━━━ Excerpted records ━━━
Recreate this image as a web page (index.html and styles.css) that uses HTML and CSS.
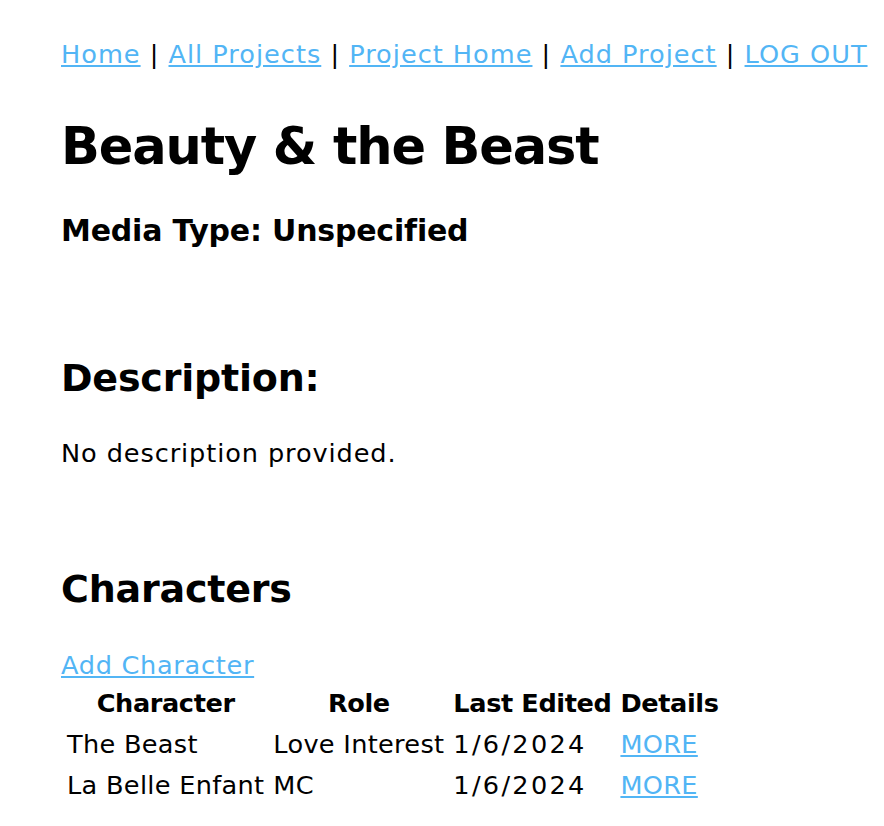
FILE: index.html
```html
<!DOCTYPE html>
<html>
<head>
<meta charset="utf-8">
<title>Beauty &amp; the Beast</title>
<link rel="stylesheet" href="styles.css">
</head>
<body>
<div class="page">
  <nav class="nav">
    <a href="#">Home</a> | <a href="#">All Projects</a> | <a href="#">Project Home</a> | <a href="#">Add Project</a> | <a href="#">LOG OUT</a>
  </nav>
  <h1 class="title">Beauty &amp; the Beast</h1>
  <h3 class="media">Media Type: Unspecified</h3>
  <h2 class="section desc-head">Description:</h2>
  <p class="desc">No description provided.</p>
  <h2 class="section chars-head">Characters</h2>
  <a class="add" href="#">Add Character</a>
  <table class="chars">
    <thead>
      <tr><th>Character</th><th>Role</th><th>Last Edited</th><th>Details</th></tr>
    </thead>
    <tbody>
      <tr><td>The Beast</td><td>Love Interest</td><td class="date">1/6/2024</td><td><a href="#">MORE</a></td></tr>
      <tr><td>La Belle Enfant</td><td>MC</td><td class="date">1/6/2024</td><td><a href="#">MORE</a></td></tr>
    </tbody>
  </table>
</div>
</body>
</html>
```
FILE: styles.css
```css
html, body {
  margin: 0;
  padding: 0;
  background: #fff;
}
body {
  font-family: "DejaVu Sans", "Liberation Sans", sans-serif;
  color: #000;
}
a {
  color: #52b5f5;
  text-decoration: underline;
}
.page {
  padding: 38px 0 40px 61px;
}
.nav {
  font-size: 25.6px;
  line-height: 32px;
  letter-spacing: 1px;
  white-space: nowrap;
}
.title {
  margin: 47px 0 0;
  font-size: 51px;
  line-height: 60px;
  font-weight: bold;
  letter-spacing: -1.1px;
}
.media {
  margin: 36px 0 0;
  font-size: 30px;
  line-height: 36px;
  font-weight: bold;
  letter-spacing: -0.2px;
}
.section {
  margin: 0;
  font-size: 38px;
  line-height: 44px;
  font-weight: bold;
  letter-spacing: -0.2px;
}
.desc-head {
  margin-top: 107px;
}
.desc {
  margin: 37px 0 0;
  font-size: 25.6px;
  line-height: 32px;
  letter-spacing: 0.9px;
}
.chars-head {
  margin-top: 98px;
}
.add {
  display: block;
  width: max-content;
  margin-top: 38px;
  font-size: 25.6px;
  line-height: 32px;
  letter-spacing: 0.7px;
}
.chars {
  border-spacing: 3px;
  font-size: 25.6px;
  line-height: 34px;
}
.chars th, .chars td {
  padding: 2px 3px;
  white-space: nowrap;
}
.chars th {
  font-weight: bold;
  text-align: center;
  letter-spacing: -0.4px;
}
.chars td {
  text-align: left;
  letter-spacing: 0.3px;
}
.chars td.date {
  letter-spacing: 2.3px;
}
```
━━━
━━━ Excerpted records ━━━
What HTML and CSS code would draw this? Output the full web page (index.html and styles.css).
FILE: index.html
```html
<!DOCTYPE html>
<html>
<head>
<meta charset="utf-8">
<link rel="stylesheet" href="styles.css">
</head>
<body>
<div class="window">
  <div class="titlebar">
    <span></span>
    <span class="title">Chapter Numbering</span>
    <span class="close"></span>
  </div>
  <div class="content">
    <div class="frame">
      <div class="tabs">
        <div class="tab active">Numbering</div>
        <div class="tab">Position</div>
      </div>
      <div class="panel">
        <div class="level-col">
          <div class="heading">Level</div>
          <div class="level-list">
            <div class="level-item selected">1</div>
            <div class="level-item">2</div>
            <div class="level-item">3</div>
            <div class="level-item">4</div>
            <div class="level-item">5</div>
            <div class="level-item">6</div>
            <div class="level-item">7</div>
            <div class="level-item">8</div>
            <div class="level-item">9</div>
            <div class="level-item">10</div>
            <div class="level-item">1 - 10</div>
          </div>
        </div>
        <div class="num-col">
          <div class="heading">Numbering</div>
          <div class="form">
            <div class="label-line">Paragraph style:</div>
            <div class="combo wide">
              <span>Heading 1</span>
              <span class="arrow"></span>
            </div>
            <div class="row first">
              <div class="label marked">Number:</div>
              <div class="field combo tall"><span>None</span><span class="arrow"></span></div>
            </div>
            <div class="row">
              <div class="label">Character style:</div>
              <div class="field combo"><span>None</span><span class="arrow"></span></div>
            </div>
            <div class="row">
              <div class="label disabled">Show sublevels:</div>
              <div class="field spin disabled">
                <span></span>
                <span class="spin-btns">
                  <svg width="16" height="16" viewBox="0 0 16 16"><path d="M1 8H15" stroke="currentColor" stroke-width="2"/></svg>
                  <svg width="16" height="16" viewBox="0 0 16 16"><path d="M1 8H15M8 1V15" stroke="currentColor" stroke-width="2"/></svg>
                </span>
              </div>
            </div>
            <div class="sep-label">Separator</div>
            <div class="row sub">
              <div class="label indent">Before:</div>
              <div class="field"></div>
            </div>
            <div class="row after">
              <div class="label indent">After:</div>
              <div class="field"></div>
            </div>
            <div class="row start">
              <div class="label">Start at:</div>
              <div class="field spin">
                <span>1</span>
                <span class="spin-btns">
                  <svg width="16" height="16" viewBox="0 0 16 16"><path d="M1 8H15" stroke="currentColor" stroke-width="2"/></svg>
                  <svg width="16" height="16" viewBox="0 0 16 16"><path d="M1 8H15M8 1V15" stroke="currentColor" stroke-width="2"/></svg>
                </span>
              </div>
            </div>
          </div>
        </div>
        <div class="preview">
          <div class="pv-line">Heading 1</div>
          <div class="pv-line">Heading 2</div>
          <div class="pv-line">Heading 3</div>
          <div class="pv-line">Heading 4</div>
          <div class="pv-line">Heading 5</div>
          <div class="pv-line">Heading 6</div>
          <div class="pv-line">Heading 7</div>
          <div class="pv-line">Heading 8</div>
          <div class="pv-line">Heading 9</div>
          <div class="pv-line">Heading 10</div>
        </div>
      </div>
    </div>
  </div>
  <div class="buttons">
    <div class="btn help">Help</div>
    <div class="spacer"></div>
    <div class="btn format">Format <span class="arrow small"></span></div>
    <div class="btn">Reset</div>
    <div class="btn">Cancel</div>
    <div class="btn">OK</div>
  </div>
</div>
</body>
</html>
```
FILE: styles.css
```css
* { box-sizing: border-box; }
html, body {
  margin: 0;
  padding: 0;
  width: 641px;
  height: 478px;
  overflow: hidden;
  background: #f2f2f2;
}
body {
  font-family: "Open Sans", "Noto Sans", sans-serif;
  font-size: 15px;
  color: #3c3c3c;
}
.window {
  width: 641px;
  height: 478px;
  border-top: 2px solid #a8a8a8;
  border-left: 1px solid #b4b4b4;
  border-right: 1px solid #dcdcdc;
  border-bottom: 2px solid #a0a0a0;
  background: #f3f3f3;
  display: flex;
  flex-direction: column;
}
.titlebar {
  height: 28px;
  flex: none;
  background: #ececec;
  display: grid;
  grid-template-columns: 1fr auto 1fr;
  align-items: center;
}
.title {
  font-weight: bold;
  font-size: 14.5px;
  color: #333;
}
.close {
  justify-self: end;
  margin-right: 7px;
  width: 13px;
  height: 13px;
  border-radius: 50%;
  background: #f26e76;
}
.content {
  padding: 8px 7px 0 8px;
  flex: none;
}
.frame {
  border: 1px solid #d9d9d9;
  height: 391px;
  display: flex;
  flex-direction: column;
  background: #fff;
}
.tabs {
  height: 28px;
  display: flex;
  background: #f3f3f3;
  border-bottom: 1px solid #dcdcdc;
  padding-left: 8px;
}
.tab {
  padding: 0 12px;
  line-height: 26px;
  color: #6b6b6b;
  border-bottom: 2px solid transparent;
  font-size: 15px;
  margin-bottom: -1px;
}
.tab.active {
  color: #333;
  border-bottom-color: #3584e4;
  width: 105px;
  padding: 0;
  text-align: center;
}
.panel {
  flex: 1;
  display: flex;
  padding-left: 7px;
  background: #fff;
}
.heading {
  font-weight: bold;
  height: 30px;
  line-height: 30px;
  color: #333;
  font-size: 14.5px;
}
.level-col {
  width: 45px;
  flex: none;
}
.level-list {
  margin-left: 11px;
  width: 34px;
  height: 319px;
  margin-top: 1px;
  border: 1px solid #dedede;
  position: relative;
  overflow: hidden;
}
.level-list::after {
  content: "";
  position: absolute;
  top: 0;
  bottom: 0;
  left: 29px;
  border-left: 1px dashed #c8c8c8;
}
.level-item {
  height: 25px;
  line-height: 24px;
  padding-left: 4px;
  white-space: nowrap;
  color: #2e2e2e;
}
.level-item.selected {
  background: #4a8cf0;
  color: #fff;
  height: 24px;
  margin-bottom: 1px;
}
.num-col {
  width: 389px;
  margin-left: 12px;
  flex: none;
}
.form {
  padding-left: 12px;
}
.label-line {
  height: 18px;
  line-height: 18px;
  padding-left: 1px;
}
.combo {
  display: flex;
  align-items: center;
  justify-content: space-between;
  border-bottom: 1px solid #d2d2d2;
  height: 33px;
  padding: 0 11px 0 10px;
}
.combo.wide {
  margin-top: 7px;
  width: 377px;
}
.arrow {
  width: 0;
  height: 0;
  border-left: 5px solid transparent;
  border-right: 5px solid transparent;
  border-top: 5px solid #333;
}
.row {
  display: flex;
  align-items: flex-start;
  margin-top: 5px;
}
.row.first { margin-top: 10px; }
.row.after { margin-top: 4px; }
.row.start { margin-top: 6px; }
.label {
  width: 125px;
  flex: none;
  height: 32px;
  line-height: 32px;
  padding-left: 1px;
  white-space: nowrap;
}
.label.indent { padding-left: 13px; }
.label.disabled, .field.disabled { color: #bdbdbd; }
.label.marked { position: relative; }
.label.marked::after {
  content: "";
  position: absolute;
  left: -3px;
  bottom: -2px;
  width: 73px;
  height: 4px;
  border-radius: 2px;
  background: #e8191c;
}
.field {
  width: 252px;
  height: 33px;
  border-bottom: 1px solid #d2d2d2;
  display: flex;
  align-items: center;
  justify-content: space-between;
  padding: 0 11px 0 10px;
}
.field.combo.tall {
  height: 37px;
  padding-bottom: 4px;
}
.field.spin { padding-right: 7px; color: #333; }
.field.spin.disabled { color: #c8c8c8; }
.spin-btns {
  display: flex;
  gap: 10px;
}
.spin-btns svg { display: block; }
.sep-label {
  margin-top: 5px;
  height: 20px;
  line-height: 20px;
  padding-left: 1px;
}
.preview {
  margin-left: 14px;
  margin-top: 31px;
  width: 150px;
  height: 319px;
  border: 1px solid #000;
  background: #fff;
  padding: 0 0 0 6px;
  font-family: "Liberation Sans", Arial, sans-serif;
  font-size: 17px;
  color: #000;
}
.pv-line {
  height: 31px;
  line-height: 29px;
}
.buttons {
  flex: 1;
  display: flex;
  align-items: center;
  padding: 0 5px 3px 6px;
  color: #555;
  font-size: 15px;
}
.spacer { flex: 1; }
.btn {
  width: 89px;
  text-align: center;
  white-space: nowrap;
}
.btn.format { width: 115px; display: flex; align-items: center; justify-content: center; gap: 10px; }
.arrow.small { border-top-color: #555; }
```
━━━
(Your objective)
Pick out all lines containing the string "index".

(Exercise result)
Recreate this image as a web page (index.html and styles.css) that uses HTML and CSS.
FILE: index.html
What HTML and CSS code would draw this? Output the full web page (index.html and styles.css).
FILE: index.html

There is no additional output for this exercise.